-- Given data --
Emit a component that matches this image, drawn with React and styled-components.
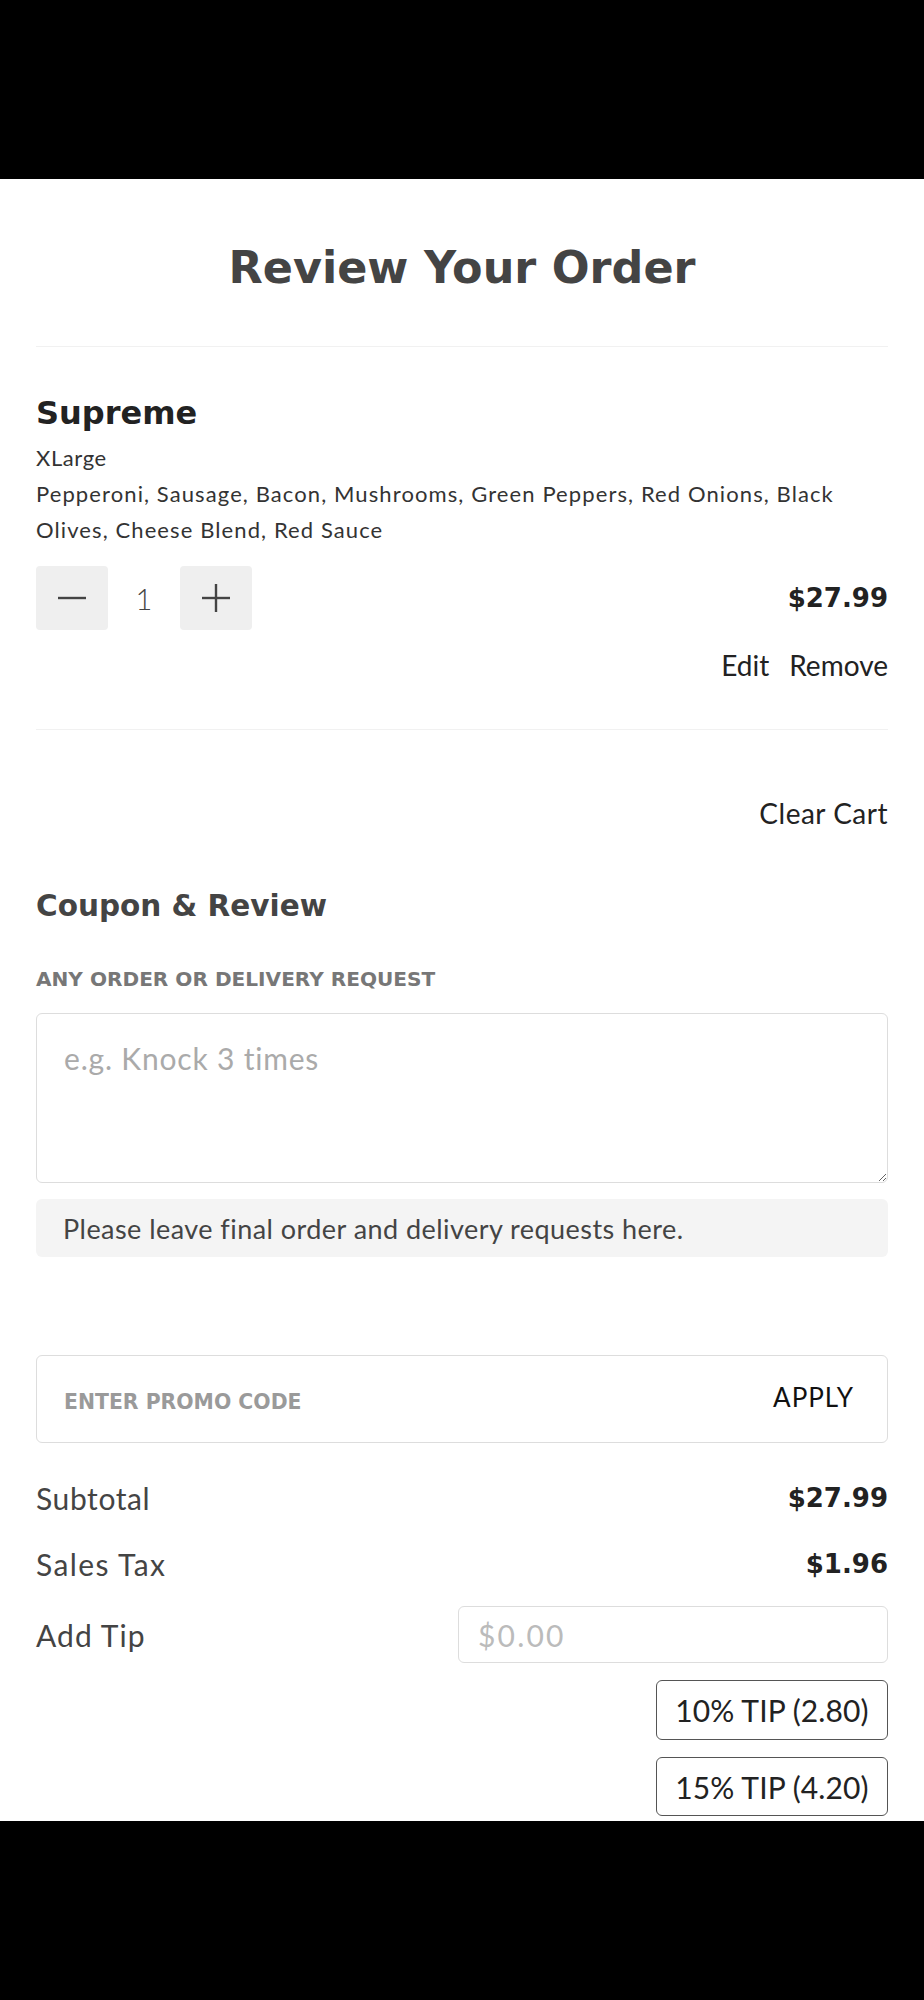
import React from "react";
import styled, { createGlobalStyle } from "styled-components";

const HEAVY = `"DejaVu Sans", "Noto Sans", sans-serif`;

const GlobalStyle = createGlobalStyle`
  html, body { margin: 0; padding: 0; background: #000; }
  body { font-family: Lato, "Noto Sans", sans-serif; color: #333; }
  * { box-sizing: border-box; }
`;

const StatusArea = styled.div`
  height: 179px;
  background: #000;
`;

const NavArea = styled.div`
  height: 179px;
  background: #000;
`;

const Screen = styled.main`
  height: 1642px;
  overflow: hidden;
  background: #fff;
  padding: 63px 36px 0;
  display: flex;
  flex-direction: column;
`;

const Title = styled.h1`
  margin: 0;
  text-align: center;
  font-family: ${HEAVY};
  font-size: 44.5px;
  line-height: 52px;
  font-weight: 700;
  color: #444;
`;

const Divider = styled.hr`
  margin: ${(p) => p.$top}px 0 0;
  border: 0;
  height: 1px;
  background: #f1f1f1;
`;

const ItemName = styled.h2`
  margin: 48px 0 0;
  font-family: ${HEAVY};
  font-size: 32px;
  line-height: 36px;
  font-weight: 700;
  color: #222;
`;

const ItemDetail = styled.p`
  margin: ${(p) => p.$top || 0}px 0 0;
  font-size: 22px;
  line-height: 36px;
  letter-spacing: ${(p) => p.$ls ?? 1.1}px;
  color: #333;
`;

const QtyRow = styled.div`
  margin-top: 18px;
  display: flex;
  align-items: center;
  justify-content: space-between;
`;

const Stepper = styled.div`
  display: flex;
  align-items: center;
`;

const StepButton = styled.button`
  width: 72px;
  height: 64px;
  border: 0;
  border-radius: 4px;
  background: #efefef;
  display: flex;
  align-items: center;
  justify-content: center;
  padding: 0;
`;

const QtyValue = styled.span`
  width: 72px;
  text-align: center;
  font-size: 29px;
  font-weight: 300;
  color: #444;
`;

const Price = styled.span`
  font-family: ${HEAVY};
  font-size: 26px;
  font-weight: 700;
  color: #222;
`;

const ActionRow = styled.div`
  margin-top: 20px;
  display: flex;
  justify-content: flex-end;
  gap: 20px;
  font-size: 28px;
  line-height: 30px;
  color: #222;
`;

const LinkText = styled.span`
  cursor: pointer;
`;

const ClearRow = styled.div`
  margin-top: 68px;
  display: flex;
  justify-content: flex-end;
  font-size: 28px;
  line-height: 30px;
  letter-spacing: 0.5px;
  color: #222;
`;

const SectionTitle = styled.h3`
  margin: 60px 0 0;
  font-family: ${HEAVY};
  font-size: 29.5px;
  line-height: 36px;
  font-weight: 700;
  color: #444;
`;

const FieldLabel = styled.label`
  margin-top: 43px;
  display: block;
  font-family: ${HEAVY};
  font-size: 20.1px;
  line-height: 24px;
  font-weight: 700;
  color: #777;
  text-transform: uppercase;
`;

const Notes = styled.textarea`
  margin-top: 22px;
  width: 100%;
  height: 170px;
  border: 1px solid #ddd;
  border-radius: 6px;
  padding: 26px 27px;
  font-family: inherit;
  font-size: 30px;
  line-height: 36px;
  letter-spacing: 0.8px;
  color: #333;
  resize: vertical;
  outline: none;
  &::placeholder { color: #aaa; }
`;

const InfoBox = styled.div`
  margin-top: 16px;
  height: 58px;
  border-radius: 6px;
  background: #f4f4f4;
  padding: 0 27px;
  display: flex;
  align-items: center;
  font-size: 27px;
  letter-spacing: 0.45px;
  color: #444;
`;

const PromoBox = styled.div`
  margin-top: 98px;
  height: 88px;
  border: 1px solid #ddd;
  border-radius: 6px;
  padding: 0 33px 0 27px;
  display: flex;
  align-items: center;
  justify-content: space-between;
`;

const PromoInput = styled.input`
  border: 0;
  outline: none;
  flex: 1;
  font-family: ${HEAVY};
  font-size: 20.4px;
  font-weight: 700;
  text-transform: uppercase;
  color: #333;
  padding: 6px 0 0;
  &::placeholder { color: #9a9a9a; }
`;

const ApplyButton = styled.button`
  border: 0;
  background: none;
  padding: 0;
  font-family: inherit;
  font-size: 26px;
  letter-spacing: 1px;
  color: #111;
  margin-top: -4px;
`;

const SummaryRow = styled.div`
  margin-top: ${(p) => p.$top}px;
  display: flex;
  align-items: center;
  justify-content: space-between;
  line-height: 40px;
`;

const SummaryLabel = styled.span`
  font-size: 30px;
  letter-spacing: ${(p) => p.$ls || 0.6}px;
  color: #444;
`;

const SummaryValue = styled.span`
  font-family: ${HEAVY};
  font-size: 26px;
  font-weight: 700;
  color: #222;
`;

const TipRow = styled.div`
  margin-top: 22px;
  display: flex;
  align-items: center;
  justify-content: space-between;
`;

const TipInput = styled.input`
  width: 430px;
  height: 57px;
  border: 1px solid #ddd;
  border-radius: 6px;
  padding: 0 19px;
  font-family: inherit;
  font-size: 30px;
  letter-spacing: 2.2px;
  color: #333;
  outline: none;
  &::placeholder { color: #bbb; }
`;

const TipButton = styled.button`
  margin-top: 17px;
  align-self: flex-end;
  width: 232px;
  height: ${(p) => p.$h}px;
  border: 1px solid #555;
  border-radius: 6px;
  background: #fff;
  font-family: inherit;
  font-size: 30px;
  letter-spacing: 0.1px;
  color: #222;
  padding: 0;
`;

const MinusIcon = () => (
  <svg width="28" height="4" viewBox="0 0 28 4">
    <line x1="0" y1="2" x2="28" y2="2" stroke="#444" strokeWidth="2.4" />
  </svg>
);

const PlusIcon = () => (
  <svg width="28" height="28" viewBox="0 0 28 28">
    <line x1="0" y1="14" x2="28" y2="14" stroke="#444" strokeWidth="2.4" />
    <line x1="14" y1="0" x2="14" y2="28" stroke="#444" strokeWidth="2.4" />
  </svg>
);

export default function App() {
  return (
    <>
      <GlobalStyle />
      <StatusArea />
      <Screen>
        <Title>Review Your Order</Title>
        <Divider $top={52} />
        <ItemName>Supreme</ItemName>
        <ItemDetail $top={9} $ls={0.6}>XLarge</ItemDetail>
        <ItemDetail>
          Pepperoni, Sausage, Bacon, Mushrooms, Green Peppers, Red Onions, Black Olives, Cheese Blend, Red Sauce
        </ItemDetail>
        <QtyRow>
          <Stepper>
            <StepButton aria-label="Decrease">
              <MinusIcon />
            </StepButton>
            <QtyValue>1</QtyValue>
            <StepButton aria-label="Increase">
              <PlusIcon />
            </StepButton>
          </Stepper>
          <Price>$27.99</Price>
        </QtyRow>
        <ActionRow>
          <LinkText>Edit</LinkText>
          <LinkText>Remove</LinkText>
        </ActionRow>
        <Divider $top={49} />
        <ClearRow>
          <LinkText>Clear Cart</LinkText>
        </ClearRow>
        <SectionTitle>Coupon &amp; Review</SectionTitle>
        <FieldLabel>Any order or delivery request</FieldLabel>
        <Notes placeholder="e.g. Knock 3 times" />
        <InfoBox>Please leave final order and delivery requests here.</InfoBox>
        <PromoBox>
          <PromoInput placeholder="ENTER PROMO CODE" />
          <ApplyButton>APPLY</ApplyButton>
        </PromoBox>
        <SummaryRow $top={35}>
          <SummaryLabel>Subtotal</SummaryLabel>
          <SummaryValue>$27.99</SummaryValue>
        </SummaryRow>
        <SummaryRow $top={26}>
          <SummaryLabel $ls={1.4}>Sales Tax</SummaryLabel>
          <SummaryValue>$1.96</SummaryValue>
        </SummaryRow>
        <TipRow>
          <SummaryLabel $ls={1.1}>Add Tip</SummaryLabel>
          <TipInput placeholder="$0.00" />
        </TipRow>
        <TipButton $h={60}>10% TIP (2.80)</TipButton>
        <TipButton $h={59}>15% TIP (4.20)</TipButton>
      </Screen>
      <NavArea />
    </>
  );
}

-- Description of the task --
Provide the number of lines in the data above that contain the string "React", and nothing else.

-- Result of the exercise --
2